B108. Data on the activities of people with carbon cutter plans were available for 2,781 individuals. A greater proportion of these was made up of schoolchildren than is the case for the 4,611 people with carbon cutter plans from whom data has yet to be collected. As the range of emissions saving actions applicable to schoolchildren is more limited than that applicable to adults, the total number of actions and therefore total emissions savings are likely to be higher on average for the 4,611 group than for the assessed group of 2,781. However, because of the uncertainties associated with estimating the extent of any increase in average savings, this has not been quantified.

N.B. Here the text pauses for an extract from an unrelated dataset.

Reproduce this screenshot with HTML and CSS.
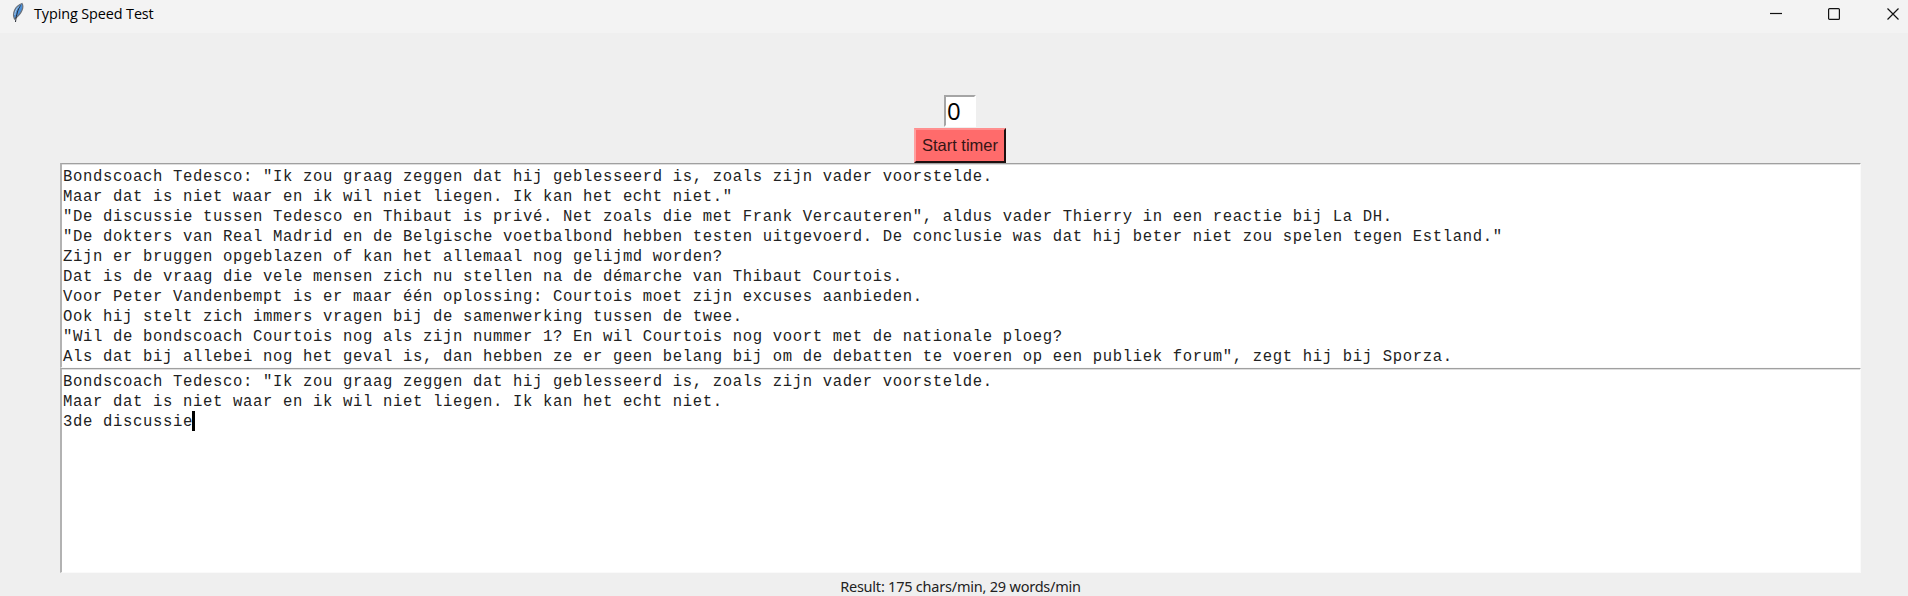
FILE: index.html
```html
<!DOCTYPE html>
<html lang="nl">
<head>
<meta charset="utf-8">
<title>Typing Speed Test</title>
<link rel="stylesheet" href="styles.css">
</head>
<body>
<header class="titlebar">
<svg class="feather" width="14" height="22" viewBox="0 0 14 22"><path d="M3.500 17C1 11 4 4 11 1.500c2 3 .5 10-7.500 15.500z" fill="#4a90d9" stroke="#6b7078" stroke-width="1.200"/><path d="M9.500 3.500C7 7 5.500 12 4.500 20" fill="none" stroke="#252a33" stroke-width="1"/><path d="M8 4.500C5 7 4 10 3.800 13" fill="none" stroke="#a9c8e5" stroke-width="1"/></svg>
<span class="caption">Typing Speed Test</span>
<div class="controls">
<svg width="12" height="12" viewBox="0 0 12 12"><path d="M0 5.500h12"/></svg>
<svg width="12" height="12" viewBox="0 0 12 12"><rect x=".6" y=".6" width="10.800" height="10.800" rx="1"/></svg>
<svg width="12" height="12" viewBox="0 0 12 12"><path d="M.5.500l11 11M11.500.500l-11 11"/></svg>
</div>
</header>
<main class="content">
<div class="counter">0</div>
<button class="start"><span>Start timer</span></button>
<div class="textbox">Bondscoach Tedesco: "Ik zou graag zeggen dat hij geblesseerd is, zoals zijn vader voorstelde.
Maar dat is niet waar en ik wil niet liegen. Ik kan het echt niet."
"De discussie tussen Tedesco en Thibaut is privé. Net zoals die met Frank Vercauteren", aldus vader Thierry in een reactie bij La DH.
"De dokters van Real Madrid en de Belgische voetbalbond hebben testen uitgevoerd. De conclusie was dat hij beter niet zou spelen tegen Estland."
Zijn er bruggen opgeblazen of kan het allemaal nog gelijmd worden?
Dat is de vraag die vele mensen zich nu stellen na de démarche van Thibaut Courtois.
Voor Peter Vandenbempt is er maar één oplossing: Courtois moet zijn excuses aanbieden.
Ook hij stelt zich immers vragen bij de samenwerking tussen de twee.
"Wil de bondscoach Courtois nog als zijn nummer 1? En wil Courtois nog voort met de nationale ploeg?
Als dat bij allebei nog het geval is, dan hebben ze er geen belang bij om de debatten te voeren op een publiek forum", zegt hij bij Sporza.</div>
<div class="textbox">Bondscoach Tedesco: "Ik zou graag zeggen dat hij geblesseerd is, zoals zijn vader voorstelde.
Maar dat is niet waar en ik wil niet liegen. Ik kan het echt niet.
3de discussie<span class="caret"></span></div>
<div class="result">Result: 175 chars/min, 29 words/min</div>
</main>
</body>
</html>
```
FILE: styles.css
```css
* { box-sizing: border-box; }
body { margin: 0; width: 1908px; height: 596px; overflow: hidden; background: #efefef; color: #000; font-family: "Noto Sans", "Open Sans", sans-serif; }
.titlebar { display: flex; height: 33px; background: #f3f3f3; padding-left: 11px; }
.feather { margin-top: 2px; }
.caption { margin-left: 9px; font-family: "Open Sans", sans-serif; font-size: 14.4px; line-height: 28px; letter-spacing: -.1px; white-space: nowrap; }
.controls { display: flex; gap: 47px; margin: 8px 9px 0 auto; }
.controls svg { fill: none; stroke: #111; stroke-width: 1.2; }
.controls svg:first-child { margin-right: -1px; }
.content { display: flex; flex-direction: column; align-items: center; width: 1801px; margin-left: 60px; padding-top: 62px; }
.counter { width: 32px; height: 32px; margin-right: 1px; background: #fff; border: 2px solid #fff; border-top-color: #a5a5a5; border-left-color: #a5a5a5; padding-left: 1px; font-family: "Open Sans", sans-serif; font-size: 24px; line-height: 28px; }
.start { width: 92px; height: 35px; margin: 1px 1px 0 0; padding: 0; background: #ff6b6b; border: 2px solid #1c1010; border-top-color: #ff8f8f; border-left-color: #ffa0a0; color: #351515; font-family: "Liberation Sans", Arial, sans-serif; font-size: 16.5px; line-height: 31px; white-space: nowrap; }
.textbox { width: 1801px; height: 205px; padding: 3px 1px 0; background: #fff; border: solid #fafafa; border-width: 1px 1px 1px 2px; border-top-color: #a0a0a0; border-left-color: #b2b2b2; box-shadow: inset 0 1px #dedede; color: #222; font-family: "Courier New", "Liberation Mono", monospace; font-size: 15.6px; letter-spacing: .64px; line-height: 20px; white-space: pre; overflow: hidden; }
.caret { display: inline-block; width: 3px; height: 20px; margin: -1px 0 0 -1px; background: #000; vertical-align: top; }
.result { font-size: 14.5px; letter-spacing: -.22px; line-height: 26px; color: #222; white-space: nowrap; }
```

B109. Emission savings are likely to arise from other, non-assessed activities of Going Carbon Neutral Stirling such as the website or the provision of information at events. However, the savings from such outreach activities have not been estimated, as the uncertainties involved in quantifying them are judged to be too large to provide meaningful results.

Emission factors

B110. Grid electricity factors are available from Defra (2010) for average whole-of-life emissions up to 2008, and the Inter-departmental Analysts Group (2010) provides estimates of average and marginal point-of-combustion grid emissions up to 2100. These two sources were used to derive average whole-of-life grid emissions up to 2050. The IAG grid average figures for 2009 is significantly lower than the Defra grid average figure and in order to smooth the integration of the Defra and IAG figures a stepped decrease in emissions was calculated starting with Defra's 2008 emission factor and merging with the IAG projection for 2020. A whole-of-life uplift factor was also applied to the IAG figures.